Reply To: OpenEars detects multiple words during silence

Home Forums OpenEars OpenEars detects multiple words during silence Reply To: OpenEars detects multiple words during silence

#1019301
Halle Winkler
Politepix

Ah, OK, I think this shouldn’t be too hard to solve. I think your suspicion that it is about when to suspend and resume is correct and this is just about finding the right event for triggering both, and that currently your speech and sounds are being picked up by the recognition.

The way this normally works structurally is that you have control over the moment that you begin the playback of some other sound, so you will suspend right before sending that message. i.e. before you send the message [self.myAudioPlayer play], you will first send the message [self.pocketsphinxController suspendRecognition] so that you know that listening isn’t happening when you start your audio object playing back. This is pretty straightforward because both of these events are under your active control.

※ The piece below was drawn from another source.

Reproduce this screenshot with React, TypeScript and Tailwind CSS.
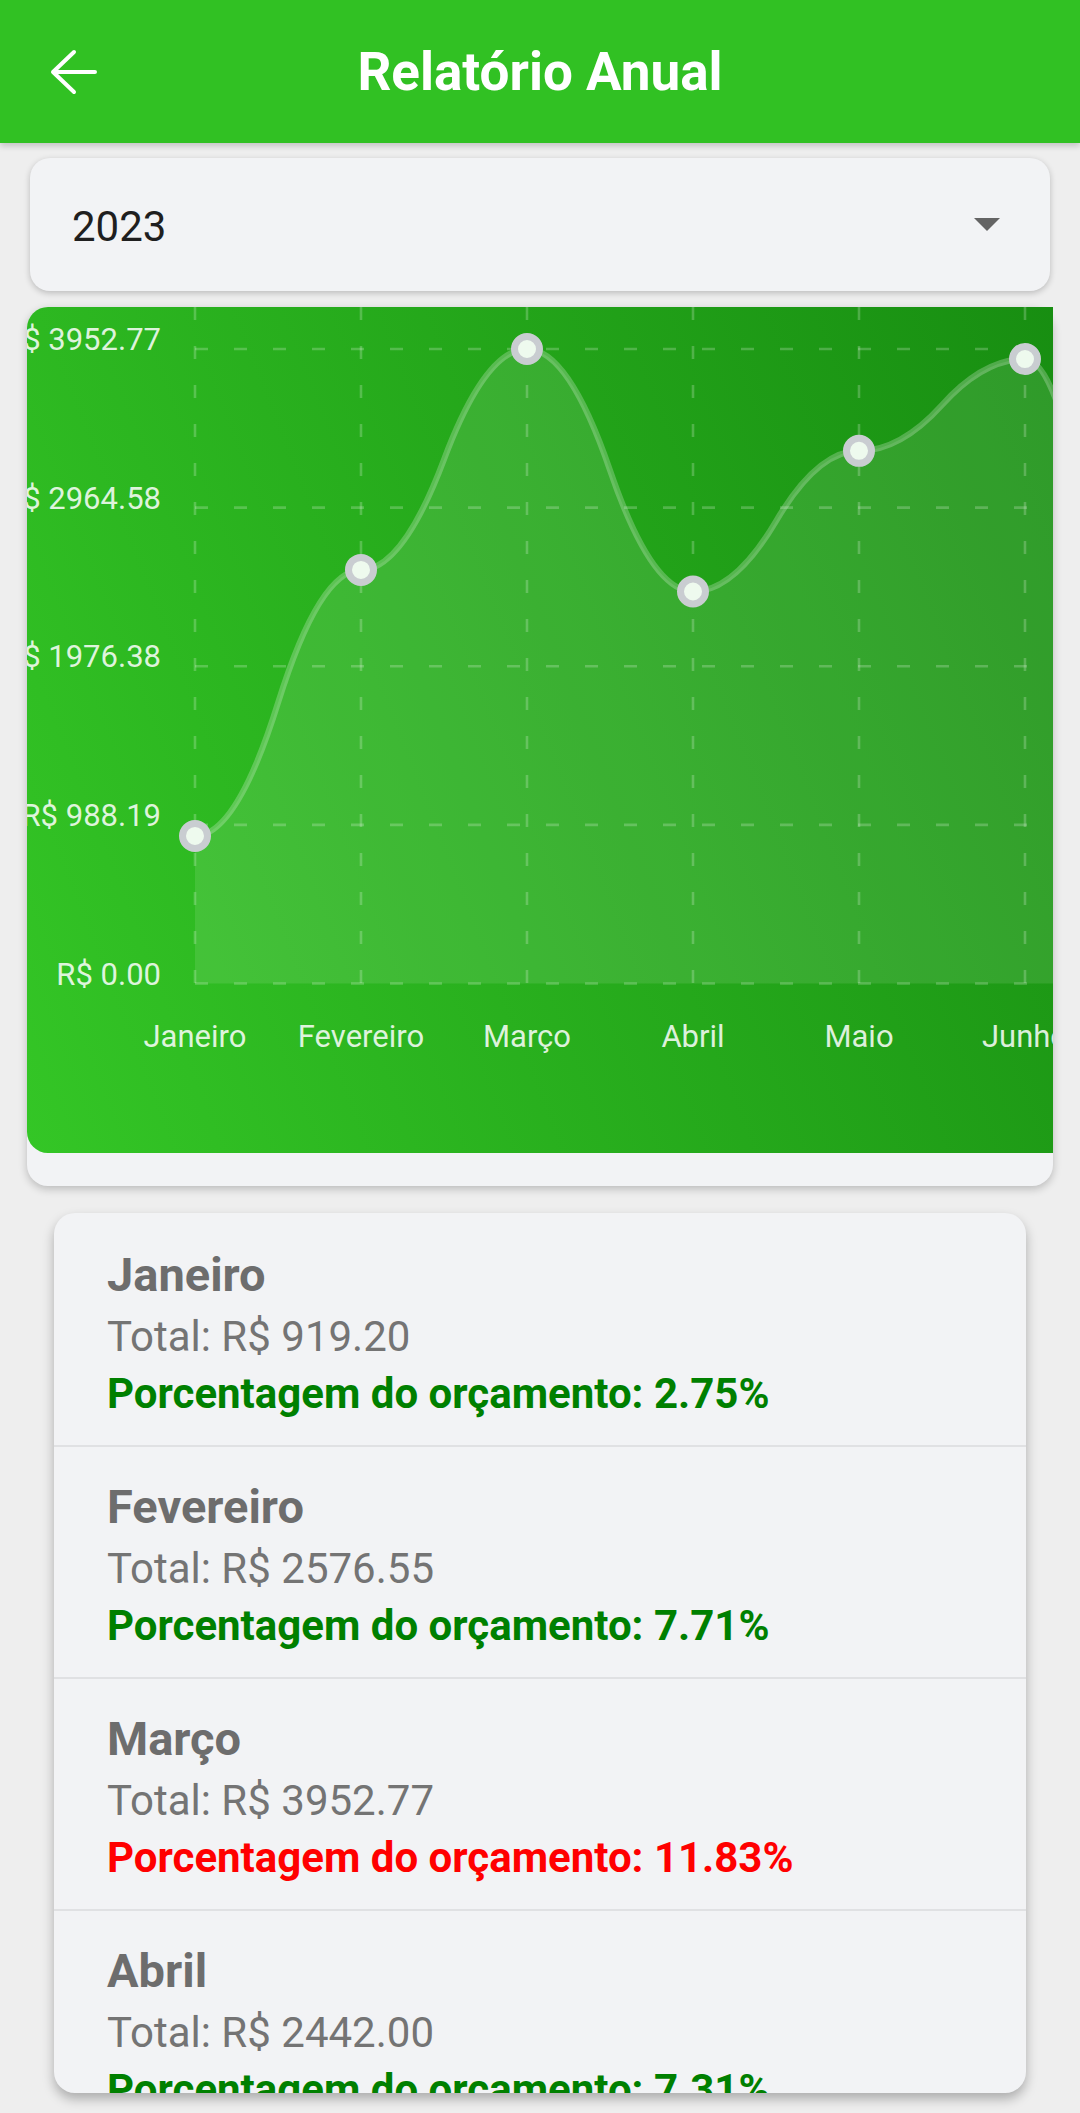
import React from "react";

const MAX = 3952.77;
const data = [919.2, 2576.55, 3952.77, 2442.0, 3318.4, 3890.15, 210.0, 1450.3, 1820.6, 2210.45, 1675.9, 2980.1];
const months = [
  "Janeiro",
  "Fevereiro",
  "Março",
  "Abril",
  "Maio",
  "Junho",
  "Julho",
  "Agosto",
  "Setembro",
  "Outubro",
  "Novembro",
  "Dezembro",
];
const yLabels = ["R$ 3952.77", "R$ 2964.58", "R$ 1976.38", "R$ 988.19", "R$ 0.00"];

const W = 2160;
const H = 846;
const PR = 168;
const PT = 42;
const drawH = (H * 3) / 4;
const step = (W - PR) / 12;
const xOf = (i: number) => PR + i * step;
const yOf = (v: number) => PT + drawH * (1 - v / MAX);
const zeroY = PT + drawH;

function linePath() {
  let d = `M${xOf(0)},${yOf(data[0])}`;
  for (let i = 0; i < data.length - 1; i++) {
    const x0 = xOf(i);
    const x1 = xOf(i + 1);
    const y0 = yOf(data[i]);
    const y1 = yOf(data[i + 1]);
    const xm = (x0 + x1) / 2;
    const ym = (y0 + y1) / 2;
    const c1 = (xm + x0) / 2;
    const c2 = (xm + x1) / 2;
    d += ` Q${c1},${y0} ${xm},${ym} Q${c2},${y1} ${x1},${y1}`;
  }
  return d;
}

function Chart() {
  const line = linePath();
  const fill = `${line} L${xOf(data.length - 1)},${zeroY} L${xOf(0)},${zeroY} Z`;
  return (
    <svg width={W} height={H} viewBox={`0 0 ${W} ${H}`} className="block">
      <defs>
        <linearGradient id="bg" gradientUnits="userSpaceOnUse" x1="0" y1={H} x2={W} y2="0">
          <stop offset="0" stopColor="#34c626" />
          <stop offset="1" stopColor="#005f00" />
        </linearGradient>
      </defs>
      <rect x="0" y="0" width={W} height={H} fill="url(#bg)" />
      {[0, 1, 2, 3, 4].map((i) => {
        const y = PT + (drawH * i) / 4;
        return (
          <line
            key={"h" + i}
            x1={PR}
            x2={W}
            y1={y}
            y2={y}
            stroke="#ffffff"
            strokeOpacity="0.22"
            strokeWidth="2.6"
            strokeDasharray="13 26"
          />
        );
      })}
      {data.map((_, i) => (
        <line
          key={"v" + i}
          x1={xOf(i)}
          x2={xOf(i)}
          y1={0}
          y2={zeroY}
          stroke="#ffffff"
          strokeOpacity="0.22"
          strokeWidth="2.6"
          strokeDasharray="13 26"
        />
      ))}
      <path d={fill} fill="#ffffff" fillOpacity="0.1" />
      <path d={line} fill="none" stroke="#ffffff" strokeOpacity="0.24" strokeWidth="6" />
      {data.map((v, i) => (
        <circle
          key={"c" + i}
          cx={xOf(i)}
          cy={yOf(v)}
          r="12.5"
          fill="#eefaee"
          stroke="#c9cdd1"
          strokeWidth="7"
        />
      ))}
      {yLabels.map((t, i) => (
        <text
          key={"yl" + i}
          x={134}
          y={PT + (drawH * i) / 4 + 1}
          textAnchor="end"
          fontFamily="Roboto, sans-serif"
          fontSize="31"
          fill="#ffffff"
          fillOpacity="0.85"
        >
          {t}
        </text>
      ))}
      {months.map((m, i) => (
        <text
          key={"xl" + i}
          x={xOf(i)}
          y={740}
          textAnchor="middle"
          fontFamily="Roboto, sans-serif"
          fontSize="31"
          fill="#ffffff"
          fillOpacity="0.85"
        >
          {m}
        </text>
      ))}
    </svg>
  );
}

const rows = [
  { m: "Janeiro", total: "919.20", pct: "2.75", red: false },
  { m: "Fevereiro", total: "2576.55", pct: "7.71", red: false },
  { m: "Março", total: "3952.77", pct: "11.83", red: true },
  { m: "Abril", total: "2442.00", pct: "7.31", red: false },
  { m: "Maio", total: "3318.40", pct: "9.93", red: false },
  { m: "Junho", total: "3890.15", pct: "11.64", red: true },
];

export default function App() {
  return (
    <div className="w-[1080px] h-[2113px] overflow-hidden bg-[#eeeeee] [font-family:Roboto,sans-serif] flex flex-col">
      <header className="relative z-10 h-[143px] shrink-0 bg-[#31c123] flex items-center px-[50px] shadow-[0_3px_6px_rgba(0,0,0,0.18)]">
        <svg width="48" height="46" viewBox="0 0 48 46" className="shrink-0">
          <path
            d="M3 23 H45 M24 3 L3 23 L24 43"
            fill="none"
            stroke="#ffffff"
            strokeWidth="4"
            strokeLinecap="round"
            strokeLinejoin="round"
          />
        </svg>
        <h1 className="flex-1 text-center text-white font-bold text-[53px] leading-[62px]">Relatório Anual</h1>
        <div className="w-[48px] shrink-0" />
      </header>

      <div className="mx-[30px] mt-[15px] h-[133px] shrink-0 rounded-[20px] bg-[#f2f3f5] shadow-[0_2px_6px_rgba(0,0,0,0.22)] flex items-center justify-between pl-[42px] pr-[50px]">
        <span className="mt-[4px] text-[42px] leading-[49px] text-[#1f1f1f]">2023</span>
        <svg width="26" height="13" viewBox="0 0 26 13">
          <polygon points="0,0 26,0 13,13" fill="#646464" />
        </svg>
      </div>

      <div className="mx-[27px] mt-[16px] h-[879px] shrink-0 rounded-[21px] bg-[#f2f3f5] shadow-[0_3px_8px_rgba(0,0,0,0.22)]">
        <div className="h-[846px] overflow-hidden rounded-l-[21px]">
          <Chart />
        </div>
      </div>

      <div className="mx-[54px] mt-[27px] h-[880px] shrink-0 overflow-hidden rounded-[21px] bg-[#f2f3f5] pt-[2px] shadow-[0_6px_12px_rgba(0,0,0,0.28)]">
        {rows.map((r) => (
          <div key={r.m} className="h-[232px] border-b-2 border-[#e0e1e3] pl-[53px] pt-[32px]">
            <div className="text-[47px] leading-[55px] font-bold text-[#6d6d6d]">{r.m}</div>
            <div className="mt-[10px] text-[42px] leading-[49px] text-[#747474]">Total: R$ {r.total}</div>
            <div
              className={
                r.red
                  ? "mt-[8px] text-[42px] leading-[49px] font-bold text-[#ff0000]"
                  : "mt-[8px] text-[42px] leading-[49px] font-bold text-[#008000]"
              }
            >
              Porcentagem do orçamento: {r.pct}%
            </div>
          </div>
        ))}
      </div>
    </div>
  );
}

Resume is only a bit more complex, because unlike the first case where you are actively saying, or more specifically messaging, “play the audio stuff now/start the speech now”, you have to wait for a callback of some kind to indicate to you that the audio or speech is complete because you don’t control the moment of its completion — the audio or speech object controls that.

When we talk about callbacks we’re basically talking about code which we have to passively wait to inform us that something important happened rather than making it happen ourselves with an active message to an object. You can imagine that you made a phone call to the audio player object and left a message saying “play the audio file, and please call me back once you’ve finished playing it so I can decide what to do next” and that is what is going to happen: instead of you making a second phone call to the audio player and saying “be done with the audio file now”, you are receiving a phone call that says “I’m done with the audio file”.

In Objective-C callbacks take the form of delegate methods: http://stackoverflow.com/questions/1045803/how-does-a-delegate-work-in-objective-c

Very briefly, a delegate method is a method that is called on behalf of some other object, or in this case, very specifically, it is a method that you can implement in your view controller, by making your view controller a delegate of your audio object, in order to know when the audio object is done playing back. Here is a Stack Overflow question that is specifically about implementing the AVAudioPlayer delegate method – (void)audioPlayerDidFinishPlaying:(AVAudioPlayer *)player successfully:(BOOL)flag which tells you when playback is complete:

http://stackoverflow.com/questions/8343402/avaudioplayer-delegate-wont-get-called-in-a-class-method

This will be structurally similar with the TTS methods. Once you have a working callback for knowing when speech or audio is finished, you also have a place to confidently put the resumeRecognition call.